Your task: Quote all lines below exactly. Images stay out.

Material:
○ ○ ○ ○ ○

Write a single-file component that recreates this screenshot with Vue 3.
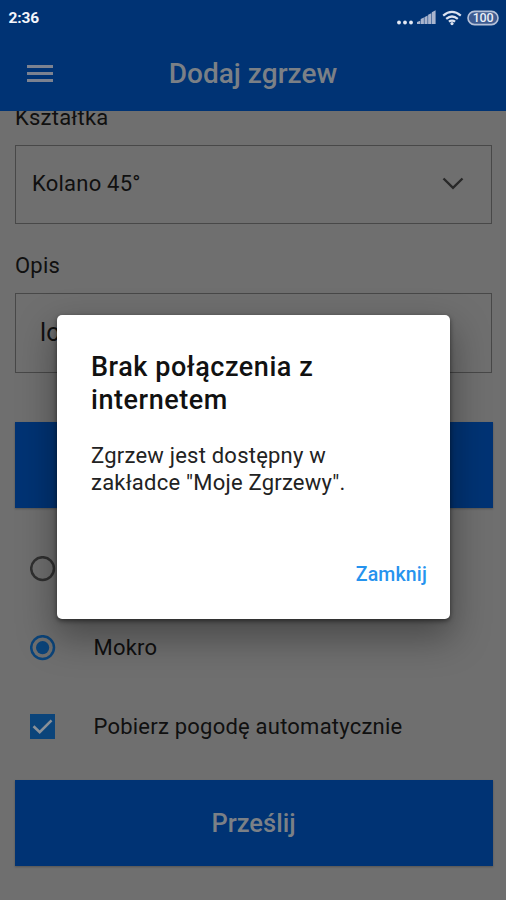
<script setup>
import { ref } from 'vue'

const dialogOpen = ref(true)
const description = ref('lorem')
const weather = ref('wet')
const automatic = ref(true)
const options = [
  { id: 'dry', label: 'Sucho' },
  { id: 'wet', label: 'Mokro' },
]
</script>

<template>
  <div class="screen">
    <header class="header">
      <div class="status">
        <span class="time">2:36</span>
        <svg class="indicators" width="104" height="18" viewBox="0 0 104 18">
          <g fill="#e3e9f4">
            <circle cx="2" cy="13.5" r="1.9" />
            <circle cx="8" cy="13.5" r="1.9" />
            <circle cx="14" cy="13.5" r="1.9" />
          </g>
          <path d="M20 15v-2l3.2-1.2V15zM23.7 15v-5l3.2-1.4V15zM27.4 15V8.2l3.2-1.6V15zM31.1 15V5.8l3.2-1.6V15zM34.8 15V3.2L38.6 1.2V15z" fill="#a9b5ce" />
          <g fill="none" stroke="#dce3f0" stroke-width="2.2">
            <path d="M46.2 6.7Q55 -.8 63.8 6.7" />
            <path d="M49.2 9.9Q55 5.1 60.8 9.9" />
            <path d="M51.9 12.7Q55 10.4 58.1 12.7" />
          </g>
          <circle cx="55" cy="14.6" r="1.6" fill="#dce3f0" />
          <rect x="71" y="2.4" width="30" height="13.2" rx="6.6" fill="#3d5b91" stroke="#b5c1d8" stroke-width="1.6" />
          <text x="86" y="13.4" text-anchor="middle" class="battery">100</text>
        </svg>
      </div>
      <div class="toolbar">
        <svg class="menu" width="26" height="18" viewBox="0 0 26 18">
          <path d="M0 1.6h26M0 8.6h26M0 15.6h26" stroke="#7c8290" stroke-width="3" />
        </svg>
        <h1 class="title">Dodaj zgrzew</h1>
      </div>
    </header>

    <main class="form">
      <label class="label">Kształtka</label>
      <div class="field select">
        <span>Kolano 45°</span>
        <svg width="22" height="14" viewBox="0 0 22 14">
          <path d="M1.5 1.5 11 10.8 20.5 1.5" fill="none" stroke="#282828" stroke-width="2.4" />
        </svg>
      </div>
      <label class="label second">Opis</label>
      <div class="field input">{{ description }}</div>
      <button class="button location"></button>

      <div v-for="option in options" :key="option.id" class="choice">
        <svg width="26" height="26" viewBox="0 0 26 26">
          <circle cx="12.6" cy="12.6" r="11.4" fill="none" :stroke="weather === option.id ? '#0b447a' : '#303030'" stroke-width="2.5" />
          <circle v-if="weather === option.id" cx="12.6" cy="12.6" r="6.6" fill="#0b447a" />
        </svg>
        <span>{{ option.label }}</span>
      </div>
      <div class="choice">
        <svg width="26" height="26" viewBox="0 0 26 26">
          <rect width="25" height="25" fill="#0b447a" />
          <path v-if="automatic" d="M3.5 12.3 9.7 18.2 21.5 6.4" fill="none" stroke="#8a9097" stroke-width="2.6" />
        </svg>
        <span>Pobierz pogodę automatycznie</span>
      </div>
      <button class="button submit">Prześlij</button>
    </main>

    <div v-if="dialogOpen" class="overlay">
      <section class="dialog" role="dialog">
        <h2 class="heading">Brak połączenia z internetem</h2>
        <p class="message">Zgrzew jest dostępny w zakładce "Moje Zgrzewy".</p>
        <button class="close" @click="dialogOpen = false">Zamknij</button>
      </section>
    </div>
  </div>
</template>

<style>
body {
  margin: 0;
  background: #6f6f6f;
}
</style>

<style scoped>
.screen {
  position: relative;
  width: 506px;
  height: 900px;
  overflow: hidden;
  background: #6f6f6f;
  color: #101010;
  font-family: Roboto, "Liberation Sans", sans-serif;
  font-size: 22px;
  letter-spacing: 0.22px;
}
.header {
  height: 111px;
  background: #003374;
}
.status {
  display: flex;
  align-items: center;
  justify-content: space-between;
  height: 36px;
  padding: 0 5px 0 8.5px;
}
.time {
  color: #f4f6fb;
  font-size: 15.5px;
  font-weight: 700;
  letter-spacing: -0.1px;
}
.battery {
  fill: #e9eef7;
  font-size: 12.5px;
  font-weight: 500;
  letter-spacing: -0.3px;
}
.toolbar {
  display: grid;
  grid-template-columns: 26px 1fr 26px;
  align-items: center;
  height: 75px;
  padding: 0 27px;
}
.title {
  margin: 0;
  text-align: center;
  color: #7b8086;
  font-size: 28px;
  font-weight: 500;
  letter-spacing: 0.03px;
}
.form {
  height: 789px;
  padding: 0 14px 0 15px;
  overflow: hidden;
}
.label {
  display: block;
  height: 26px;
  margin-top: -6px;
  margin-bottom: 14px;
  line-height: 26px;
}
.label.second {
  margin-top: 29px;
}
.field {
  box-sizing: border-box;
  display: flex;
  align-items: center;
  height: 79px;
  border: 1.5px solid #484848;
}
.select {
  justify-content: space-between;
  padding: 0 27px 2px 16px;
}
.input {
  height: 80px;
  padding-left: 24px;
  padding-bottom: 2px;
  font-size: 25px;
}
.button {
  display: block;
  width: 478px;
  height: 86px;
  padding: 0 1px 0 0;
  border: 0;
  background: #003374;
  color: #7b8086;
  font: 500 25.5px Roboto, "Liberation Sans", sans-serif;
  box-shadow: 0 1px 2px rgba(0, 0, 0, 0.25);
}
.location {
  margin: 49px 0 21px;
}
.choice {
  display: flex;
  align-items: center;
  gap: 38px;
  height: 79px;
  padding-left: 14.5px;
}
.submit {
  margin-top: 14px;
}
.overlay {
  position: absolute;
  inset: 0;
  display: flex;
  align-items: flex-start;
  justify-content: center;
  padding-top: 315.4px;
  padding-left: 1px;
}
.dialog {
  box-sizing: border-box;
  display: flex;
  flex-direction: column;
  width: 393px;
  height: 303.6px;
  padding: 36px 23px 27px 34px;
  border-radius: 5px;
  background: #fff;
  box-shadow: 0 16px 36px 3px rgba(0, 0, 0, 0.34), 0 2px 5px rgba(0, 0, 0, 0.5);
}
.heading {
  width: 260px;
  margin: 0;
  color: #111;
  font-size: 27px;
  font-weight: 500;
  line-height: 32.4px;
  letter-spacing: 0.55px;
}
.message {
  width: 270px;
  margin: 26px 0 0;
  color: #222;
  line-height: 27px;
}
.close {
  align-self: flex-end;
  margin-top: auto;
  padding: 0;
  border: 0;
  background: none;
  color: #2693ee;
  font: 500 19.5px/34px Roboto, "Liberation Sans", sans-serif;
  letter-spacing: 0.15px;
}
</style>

○ ○ ○ ○ ○

Solution to this problem:
Write a single-file component that recreates this screenshot with Vue 3.
<script setup>
import { ref } from 'vue'

const dialogOpen = ref(true)
const description = ref('lorem')
const weather = ref('wet')
const automatic = ref(true)
const options = [
  { id: 'dry', label: 'Sucho' },
  { id: 'wet', label: 'Mokro' },
]
</script>

<template>
  <div class="screen">
    <header class="header">
      <div class="status">
        <span class="time">2:36</span>
        <svg class="indicators" width="104" height="18" viewBox="0 0 104 18">
          <g fill="#e3e9f4">
            <circle cx="2" cy="13.5" r="1.9" />
            <circle cx="8" cy="13.5" r="1.9" />
            <circle cx="14" cy="13.5" r="1.9" />
          </g>
          <path d="M20 15v-2l3.2-1.2V15zM23.7 15v-5l3.2-1.4V15zM27.4 15V8.2l3.2-1.6V15zM31.1 15V5.8l3.2-1.6V15zM34.8 15V3.2L38.6 1.2V15z" fill="#a9b5ce" />
          <g fill="none" stroke="#dce3f0" stroke-width="2.2">
            <path d="M46.2 6.7Q55 -.8 63.8 6.7" />
            <path d="M49.2 9.9Q55 5.1 60.8 9.9" />
            <path d="M51.9 12.7Q55 10.4 58.1 12.7" />
          </g>
          <circle cx="55" cy="14.6" r="1.6" fill="#dce3f0" />
          <rect x="71" y="2.4" width="30" height="13.2" rx="6.6" fill="#3d5b91" stroke="#b5c1d8" stroke-width="1.6" />
          <text x="86" y="13.4" text-anchor="middle" class="battery">100</text>
        </svg>
      </div>
      <div class="toolbar">
        <svg class="menu" width="26" height="18" viewBox="0 0 26 18">
          <path d="M0 1.6h26M0 8.6h26M0 15.6h26" stroke="#7c8290" stroke-width="3" />
        </svg>
        <h1 class="title">Dodaj zgrzew</h1>
      </div>
    </header>

    <main class="form">
      <label class="label">Kształtka</label>
      <div class="field select">
        <span>Kolano 45°</span>
        <svg width="22" height="14" viewBox="0 0 22 14">
          <path d="M1.5 1.5 11 10.8 20.5 1.5" fill="none" stroke="#282828" stroke-width="2.4" />
        </svg>
      </div>
      <label class="label second">Opis</label>
      <div class="field input">{{ description }}</div>
      <button class="button location"></button>

      <div v-for="option in options" :key="option.id" class="choice">
        <svg width="26" height="26" viewBox="0 0 26 26">
          <circle cx="12.6" cy="12.6" r="11.4" fill="none" :stroke="weather === option.id ? '#0b447a' : '#303030'" stroke-width="2.5" />
          <circle v-if="weather === option.id" cx="12.6" cy="12.6" r="6.6" fill="#0b447a" />
        </svg>
        <span>{{ option.label }}</span>
      </div>
      <div class="choice">
        <svg width="26" height="26" viewBox="0 0 26 26">
          <rect width="25" height="25" fill="#0b447a" />
          <path v-if="automatic" d="M3.5 12.3 9.7 18.2 21.5 6.4" fill="none" stroke="#8a9097" stroke-width="2.6" />
        </svg>
        <span>Pobierz pogodę automatycznie</span>
      </div>
      <button class="button submit">Prześlij</button>
    </main>

    <div v-if="dialogOpen" class="overlay">
      <section class="dialog" role="dialog">
        <h2 class="heading">Brak połączenia z internetem</h2>
        <p class="message">Zgrzew jest dostępny w zakładce "Moje Zgrzewy".</p>
        <button class="close" @click="dialogOpen = false">Zamknij</button>
      </section>
    </div>
  </div>
</template>

<style>
body {
  margin: 0;
  background: #6f6f6f;
}
</style>

<style scoped>
.screen {
  position: relative;
  width: 506px;
  height: 900px;
  overflow: hidden;
  background: #6f6f6f;
  color: #101010;
  font-family: Roboto, "Liberation Sans", sans-serif;
  font-size: 22px;
  letter-spacing: 0.22px;
}
.header {
  height: 111px;
  background: #003374;
}
.status {
  display: flex;
  align-items: center;
  justify-content: space-between;
  height: 36px;
  padding: 0 5px 0 8.5px;
}
.time {
  color: #f4f6fb;
  font-size: 15.5px;
  font-weight: 700;
  letter-spacing: -0.1px;
}
.battery {
  fill: #e9eef7;
  font-size: 12.5px;
  font-weight: 500;
  letter-spacing: -0.3px;
}
.toolbar {
  display: grid;
  grid-template-columns: 26px 1fr 26px;
  align-items: center;
  height: 75px;
  padding: 0 27px;
}
.title {
  margin: 0;
  text-align: center;
  color: #7b8086;
  font-size: 28px;
  font-weight: 500;
  letter-spacing: 0.03px;
}
.form {
  height: 789px;
  padding: 0 14px 0 15px;
  overflow: hidden;
}
.label {
  display: block;
  height: 26px;
  margin-top: -6px;
  margin-bottom: 14px;
  line-height: 26px;
}
.label.second {
  margin-top: 29px;
}
.field {
  box-sizing: border-box;
  display: flex;
  align-items: center;
  height: 79px;
  border: 1.5px solid #484848;
}
.select {
  justify-content: space-between;
  padding: 0 27px 2px 16px;
}
.input {
  height: 80px;
  padding-left: 24px;
  padding-bottom: 2px;
  font-size: 25px;
}
.button {
  display: block;
  width: 478px;
  height: 86px;
  padding: 0 1px 0 0;
  border: 0;
  background: #003374;
  color: #7b8086;
  font: 500 25.5px Roboto, "Liberation Sans", sans-serif;
  box-shadow: 0 1px 2px rgba(0, 0, 0, 0.25);
}
.location {
  margin: 49px 0 21px;
}
.choice {
  display: flex;
  align-items: center;
  gap: 38px;
  height: 79px;
  padding-left: 14.5px;
}
.submit {
  margin-top: 14px;
}
.overlay {
  position: absolute;
  inset: 0;
  display: flex;
  align-items: flex-start;
  justify-content: center;
  padding-top: 315.4px;
  padding-left: 1px;
}
.dialog {
  box-sizing: border-box;
  display: flex;
  flex-direction: column;
  width: 393px;
  height: 303.6px;
  padding: 36px 23px 27px 34px;
  border-radius: 5px;
  background: #fff;
  box-shadow: 0 16px 36px 3px rgba(0, 0, 0, 0.34), 0 2px 5px rgba(0, 0, 0, 0.5);
}
.heading {
  width: 260px;
  margin: 0;
  color: #111;
  font-size: 27px;
  font-weight: 500;
  line-height: 32.4px;
  letter-spacing: 0.55px;
}
.message {
  width: 270px;
  margin: 26px 0 0;
  color: #222;
  line-height: 27px;
}
.close {
  align-self: flex-end;
  margin-top: auto;
  padding: 0;
  border: 0;
  background: none;
  color: #2693ee;
  font: 500 19.5px/34px Roboto, "Liberation Sans", sans-serif;
  letter-spacing: 0.15px;
}
</style>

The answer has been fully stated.